Data segment>
** Start **
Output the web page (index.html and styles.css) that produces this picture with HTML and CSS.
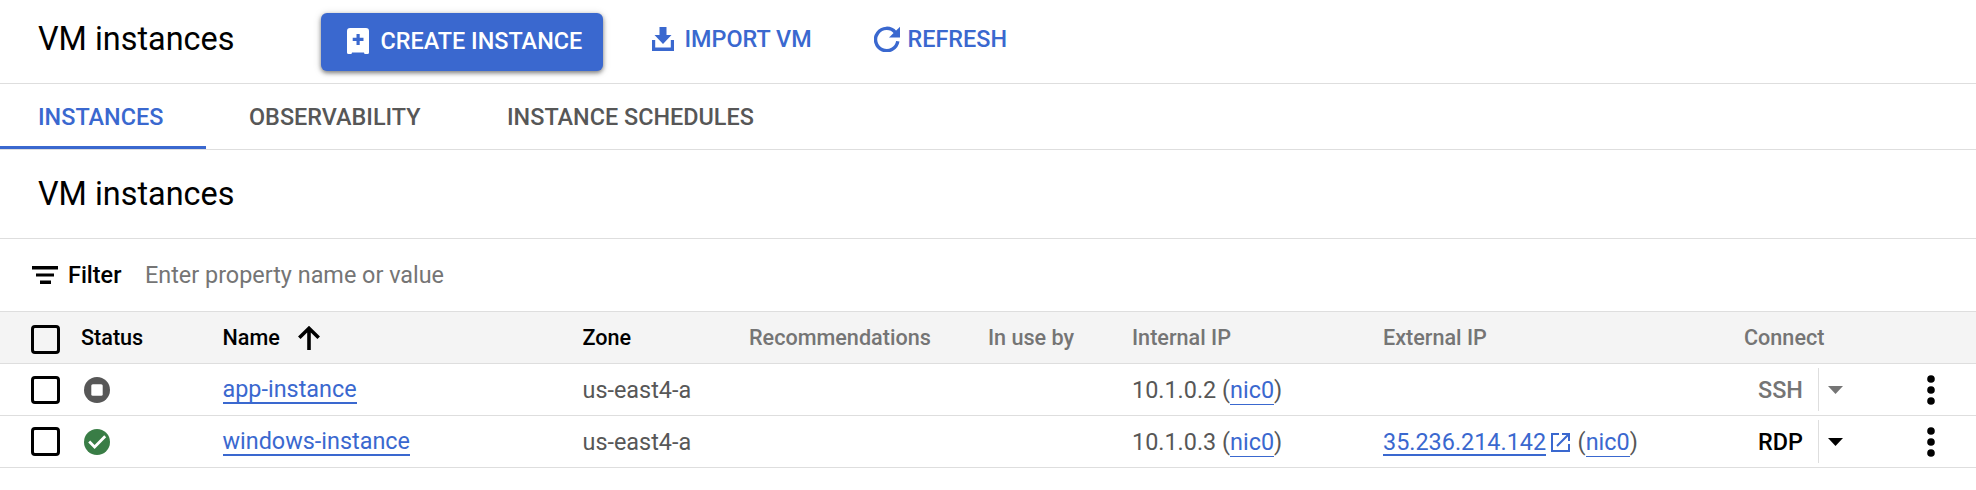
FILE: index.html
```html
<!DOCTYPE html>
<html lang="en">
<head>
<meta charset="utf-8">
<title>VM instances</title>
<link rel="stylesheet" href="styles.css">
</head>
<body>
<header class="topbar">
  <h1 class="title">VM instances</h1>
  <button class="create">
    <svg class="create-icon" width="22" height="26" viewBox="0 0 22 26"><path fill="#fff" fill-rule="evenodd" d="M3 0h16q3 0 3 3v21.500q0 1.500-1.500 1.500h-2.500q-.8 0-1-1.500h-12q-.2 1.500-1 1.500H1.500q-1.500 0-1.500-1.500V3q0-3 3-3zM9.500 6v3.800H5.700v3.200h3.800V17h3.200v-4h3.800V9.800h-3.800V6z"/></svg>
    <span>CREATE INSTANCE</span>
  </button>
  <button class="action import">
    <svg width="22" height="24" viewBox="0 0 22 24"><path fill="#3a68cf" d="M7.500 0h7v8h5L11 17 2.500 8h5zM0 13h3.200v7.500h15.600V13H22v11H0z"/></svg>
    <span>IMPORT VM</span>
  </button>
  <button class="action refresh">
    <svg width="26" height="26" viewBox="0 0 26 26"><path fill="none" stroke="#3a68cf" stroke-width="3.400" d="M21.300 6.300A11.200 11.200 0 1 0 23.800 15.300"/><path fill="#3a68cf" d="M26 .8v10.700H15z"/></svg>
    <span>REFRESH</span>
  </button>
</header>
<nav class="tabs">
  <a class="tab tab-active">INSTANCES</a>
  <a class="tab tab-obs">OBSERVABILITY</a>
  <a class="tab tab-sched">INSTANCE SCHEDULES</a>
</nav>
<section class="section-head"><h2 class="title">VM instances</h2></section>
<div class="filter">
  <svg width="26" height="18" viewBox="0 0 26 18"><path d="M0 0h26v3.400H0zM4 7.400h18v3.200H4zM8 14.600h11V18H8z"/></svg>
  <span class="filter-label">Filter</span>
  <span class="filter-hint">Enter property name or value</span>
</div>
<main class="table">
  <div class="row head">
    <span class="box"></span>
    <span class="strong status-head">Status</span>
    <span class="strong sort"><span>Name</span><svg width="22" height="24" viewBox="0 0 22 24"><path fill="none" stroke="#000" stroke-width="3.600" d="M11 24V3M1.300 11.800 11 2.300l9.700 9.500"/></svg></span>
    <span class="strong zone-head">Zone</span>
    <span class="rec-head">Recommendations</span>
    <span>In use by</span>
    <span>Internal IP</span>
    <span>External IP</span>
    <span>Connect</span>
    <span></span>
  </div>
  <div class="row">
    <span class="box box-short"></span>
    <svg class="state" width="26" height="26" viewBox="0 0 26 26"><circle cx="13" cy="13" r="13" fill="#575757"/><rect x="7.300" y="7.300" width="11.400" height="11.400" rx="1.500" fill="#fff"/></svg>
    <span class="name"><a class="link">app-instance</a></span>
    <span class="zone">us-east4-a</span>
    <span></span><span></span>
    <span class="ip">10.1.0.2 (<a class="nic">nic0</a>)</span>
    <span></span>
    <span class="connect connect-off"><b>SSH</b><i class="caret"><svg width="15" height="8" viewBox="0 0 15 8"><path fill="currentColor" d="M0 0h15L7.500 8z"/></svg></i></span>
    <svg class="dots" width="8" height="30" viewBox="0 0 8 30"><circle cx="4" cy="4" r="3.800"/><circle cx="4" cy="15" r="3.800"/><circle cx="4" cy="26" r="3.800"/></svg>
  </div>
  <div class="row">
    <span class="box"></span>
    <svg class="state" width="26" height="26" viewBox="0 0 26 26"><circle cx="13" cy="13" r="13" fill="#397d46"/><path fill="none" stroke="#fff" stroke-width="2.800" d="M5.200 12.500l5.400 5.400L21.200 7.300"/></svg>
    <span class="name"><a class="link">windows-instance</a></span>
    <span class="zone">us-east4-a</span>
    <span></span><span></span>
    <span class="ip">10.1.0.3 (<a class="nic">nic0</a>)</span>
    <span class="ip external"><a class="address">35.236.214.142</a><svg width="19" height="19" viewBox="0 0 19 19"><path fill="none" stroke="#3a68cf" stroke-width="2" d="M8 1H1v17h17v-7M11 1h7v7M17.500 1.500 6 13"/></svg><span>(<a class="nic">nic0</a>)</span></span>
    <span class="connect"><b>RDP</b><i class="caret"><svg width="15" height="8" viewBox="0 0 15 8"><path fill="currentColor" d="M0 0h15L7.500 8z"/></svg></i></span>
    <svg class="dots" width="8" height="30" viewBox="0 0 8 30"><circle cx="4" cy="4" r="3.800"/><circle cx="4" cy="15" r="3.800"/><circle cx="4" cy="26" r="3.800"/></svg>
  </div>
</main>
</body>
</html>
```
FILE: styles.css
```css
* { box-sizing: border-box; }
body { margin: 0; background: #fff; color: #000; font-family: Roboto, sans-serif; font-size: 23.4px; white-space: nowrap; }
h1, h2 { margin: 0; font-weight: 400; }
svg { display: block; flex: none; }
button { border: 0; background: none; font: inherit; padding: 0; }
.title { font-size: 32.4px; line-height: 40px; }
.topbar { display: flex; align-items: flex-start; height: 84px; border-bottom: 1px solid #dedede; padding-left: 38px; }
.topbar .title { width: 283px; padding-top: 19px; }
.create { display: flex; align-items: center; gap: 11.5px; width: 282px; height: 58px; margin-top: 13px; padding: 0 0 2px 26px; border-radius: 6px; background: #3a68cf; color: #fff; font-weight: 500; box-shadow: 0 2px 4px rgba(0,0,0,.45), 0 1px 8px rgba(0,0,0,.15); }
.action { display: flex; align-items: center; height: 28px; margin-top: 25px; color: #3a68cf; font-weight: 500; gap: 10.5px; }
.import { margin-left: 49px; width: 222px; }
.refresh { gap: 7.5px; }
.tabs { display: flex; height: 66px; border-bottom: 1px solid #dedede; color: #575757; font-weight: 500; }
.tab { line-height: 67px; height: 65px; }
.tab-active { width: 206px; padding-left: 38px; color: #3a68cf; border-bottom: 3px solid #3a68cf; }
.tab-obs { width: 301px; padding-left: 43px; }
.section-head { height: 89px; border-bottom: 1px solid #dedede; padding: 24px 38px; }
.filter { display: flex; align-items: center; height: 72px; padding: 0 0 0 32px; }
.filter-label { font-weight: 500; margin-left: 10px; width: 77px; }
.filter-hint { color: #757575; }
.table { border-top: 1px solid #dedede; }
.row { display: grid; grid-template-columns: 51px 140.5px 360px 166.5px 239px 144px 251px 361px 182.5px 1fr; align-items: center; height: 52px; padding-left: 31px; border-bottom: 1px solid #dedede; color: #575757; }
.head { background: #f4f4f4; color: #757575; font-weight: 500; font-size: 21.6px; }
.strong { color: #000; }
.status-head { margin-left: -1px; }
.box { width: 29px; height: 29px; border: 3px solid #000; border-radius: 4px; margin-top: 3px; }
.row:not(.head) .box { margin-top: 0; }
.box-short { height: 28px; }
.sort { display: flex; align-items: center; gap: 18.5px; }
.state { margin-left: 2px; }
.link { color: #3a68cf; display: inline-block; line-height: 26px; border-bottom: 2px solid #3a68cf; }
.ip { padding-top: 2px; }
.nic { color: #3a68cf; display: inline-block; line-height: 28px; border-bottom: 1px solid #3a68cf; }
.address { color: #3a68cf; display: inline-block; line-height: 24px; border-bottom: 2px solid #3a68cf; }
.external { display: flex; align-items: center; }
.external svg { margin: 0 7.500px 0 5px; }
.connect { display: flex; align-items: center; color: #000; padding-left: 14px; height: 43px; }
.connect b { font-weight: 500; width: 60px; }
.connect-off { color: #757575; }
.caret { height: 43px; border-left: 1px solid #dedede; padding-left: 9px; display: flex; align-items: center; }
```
** End **
Objective>
Reproduce every line exactly and omit all pictures.

Result of this exercise>
Output the web page (index.html and styles.css) that produces this picture with HTML and CSS.
FILE: index.html
```html
<!DOCTYPE html>
<html lang="en">
<head>
<meta charset="utf-8">
<title>VM instances</title>
<link rel="stylesheet" href="styles.css">
</head>
<body>
<header class="topbar">
  <h1 class="title">VM instances</h1>
  <button class="create">
    <svg class="create-icon" width="22" height="26" viewBox="0 0 22 26"><path fill="#fff" fill-rule="evenodd" d="M3 0h16q3 0 3 3v21.500q0 1.500-1.500 1.500h-2.500q-.8 0-1-1.500h-12q-.2 1.500-1 1.500H1.500q-1.500 0-1.500-1.500V3q0-3 3-3zM9.500 6v3.800H5.700v3.200h3.800V17h3.200v-4h3.800V9.800h-3.800V6z"/></svg>
    <span>CREATE INSTANCE</span>
  </button>
  <button class="action import">
    <svg width="22" height="24" viewBox="0 0 22 24"><path fill="#3a68cf" d="M7.500 0h7v8h5L11 17 2.500 8h5zM0 13h3.200v7.500h15.600V13H22v11H0z"/></svg>
    <span>IMPORT VM</span>
  </button>
  <button class="action refresh">
    <svg width="26" height="26" viewBox="0 0 26 26"><path fill="none" stroke="#3a68cf" stroke-width="3.400" d="M21.300 6.300A11.200 11.200 0 1 0 23.800 15.300"/><path fill="#3a68cf" d="M26 .8v10.700H15z"/></svg>
    <span>REFRESH</span>
  </button>
</header>
<nav class="tabs">
  <a class="tab tab-active">INSTANCES</a>
  <a class="tab tab-obs">OBSERVABILITY</a>
  <a class="tab tab-sched">INSTANCE SCHEDULES</a>
</nav>
<section class="section-head"><h2 class="title">VM instances</h2></section>
<div class="filter">
  <svg width="26" height="18" viewBox="0 0 26 18"><path d="M0 0h26v3.400H0zM4 7.400h18v3.200H4zM8 14.600h11V18H8z"/></svg>
  <span class="filter-label">Filter</span>
  <span class="filter-hint">Enter property name or value</span>
</div>
<main class="table">
  <div class="row head">
    <span class="box"></span>
    <span class="strong status-head">Status</span>
    <span class="strong sort"><span>Name</span><svg width="22" height="24" viewBox="0 0 22 24"><path fill="none" stroke="#000" stroke-width="3.600" d="M11 24V3M1.300 11.800 11 2.300l9.700 9.500"/></svg></span>
    <span class="strong zone-head">Zone</span>
    <span class="rec-head">Recommendations</span>
    <span>In use by</span>
    <span>Internal IP</span>
    <span>External IP</span>
    <span>Connect</span>
    <span></span>
  </div>
  <div class="row">
    <span class="box box-short"></span>
    <svg class="state" width="26" height="26" viewBox="0 0 26 26"><circle cx="13" cy="13" r="13" fill="#575757"/><rect x="7.300" y="7.300" width="11.400" height="11.400" rx="1.500" fill="#fff"/></svg>
    <span class="name"><a class="link">app-instance</a></span>
    <span class="zone">us-east4-a</span>
    <span></span><span></span>
    <span class="ip">10.1.0.2 (<a class="nic">nic0</a>)</span>
    <span></span>
    <span class="connect connect-off"><b>SSH</b><i class="caret"><svg width="15" height="8" viewBox="0 0 15 8"><path fill="currentColor" d="M0 0h15L7.500 8z"/></svg></i></span>
    <svg class="dots" width="8" height="30" viewBox="0 0 8 30"><circle cx="4" cy="4" r="3.800"/><circle cx="4" cy="15" r="3.800"/><circle cx="4" cy="26" r="3.800"/></svg>
  </div>
  <div class="row">
    <span class="box"></span>
    <svg class="state" width="26" height="26" viewBox="0 0 26 26"><circle cx="13" cy="13" r="13" fill="#397d46"/><path fill="none" stroke="#fff" stroke-width="2.800" d="M5.200 12.500l5.400 5.400L21.200 7.300"/></svg>
    <span class="name"><a class="link">windows-instance</a></span>
    <span class="zone">us-east4-a</span>
    <span></span><span></span>
    <span class="ip">10.1.0.3 (<a class="nic">nic0</a>)</span>
    <span class="ip external"><a class="address">35.236.214.142</a><svg width="19" height="19" viewBox="0 0 19 19"><path fill="none" stroke="#3a68cf" stroke-width="2" d="M8 1H1v17h17v-7M11 1h7v7M17.500 1.500 6 13"/></svg><span>(<a class="nic">nic0</a>)</span></span>
    <span class="connect"><b>RDP</b><i class="caret"><svg width="15" height="8" viewBox="0 0 15 8"><path fill="currentColor" d="M0 0h15L7.500 8z"/></svg></i></span>
    <svg class="dots" width="8" height="30" viewBox="0 0 8 30"><circle cx="4" cy="4" r="3.800"/><circle cx="4" cy="15" r="3.800"/><circle cx="4" cy="26" r="3.800"/></svg>
  </div>
</main>
</body>
</html>
```
FILE: styles.css
```css
* { box-sizing: border-box; }
body { margin: 0; background: #fff; color: #000; font-family: Roboto, sans-serif; font-size: 23.4px; white-space: nowrap; }
h1, h2 { margin: 0; font-weight: 400; }
svg { display: block; flex: none; }
button { border: 0; background: none; font: inherit; padding: 0; }
.title { font-size: 32.4px; line-height: 40px; }
.topbar { display: flex; align-items: flex-start; height: 84px; border-bottom: 1px solid #dedede; padding-left: 38px; }
.topbar .title { width: 283px; padding-top: 19px; }
.create { display: flex; align-items: center; gap: 11.5px; width: 282px; height: 58px; margin-top: 13px; padding: 0 0 2px 26px; border-radius: 6px; background: #3a68cf; color: #fff; font-weight: 500; box-shadow: 0 2px 4px rgba(0,0,0,.45), 0 1px 8px rgba(0,0,0,.15); }
.action { display: flex; align-items: center; height: 28px; margin-top: 25px; color: #3a68cf; font-weight: 500; gap: 10.5px; }
.import { margin-left: 49px; width: 222px; }
.refresh { gap: 7.5px; }
.tabs { display: flex; height: 66px; border-bottom: 1px solid #dedede; color: #575757; font-weight: 500; }
.tab { line-height: 67px; height: 65px; }
.tab-active { width: 206px; padding-left: 38px; color: #3a68cf; border-bottom: 3px solid #3a68cf; }
.tab-obs { width: 301px; padding-left: 43px; }
.section-head { height: 89px; border-bottom: 1px solid #dedede; padding: 24px 38px; }
.filter { display: flex; align-items: center; height: 72px; padding: 0 0 0 32px; }
.filter-label { font-weight: 500; margin-left: 10px; width: 77px; }
.filter-hint { color: #757575; }
.table { border-top: 1px solid #dedede; }
.row { display: grid; grid-template-columns: 51px 140.5px 360px 166.5px 239px 144px 251px 361px 182.5px 1fr; align-items: center; height: 52px; padding-left: 31px; border-bottom: 1px solid #dedede; color: #575757; }
.head { background: #f4f4f4; color: #757575; font-weight: 500; font-size: 21.6px; }
.strong { color: #000; }
.status-head { margin-left: -1px; }
.box { width: 29px; height: 29px; border: 3px solid #000; border-radius: 4px; margin-top: 3px; }
.row:not(.head) .box { margin-top: 0; }
.box-short { height: 28px; }
.sort { display: flex; align-items: center; gap: 18.5px; }
.state { margin-left: 2px; }
.link { color: #3a68cf; display: inline-block; line-height: 26px; border-bottom: 2px solid #3a68cf; }
.ip { padding-top: 2px; }
.nic { color: #3a68cf; display: inline-block; line-height: 28px; border-bottom: 1px solid #3a68cf; }
.address { color: #3a68cf; display: inline-block; line-height: 24px; border-bottom: 2px solid #3a68cf; }
.external { display: flex; align-items: center; }
.external svg { margin: 0 7.500px 0 5px; }
.connect { display: flex; align-items: center; color: #000; padding-left: 14px; height: 43px; }
.connect b { font-weight: 500; width: 60px; }
.connect-off { color: #757575; }
.caret { height: 43px; border-left: 1px solid #dedede; padding-left: 9px; display: flex; align-items: center; }
```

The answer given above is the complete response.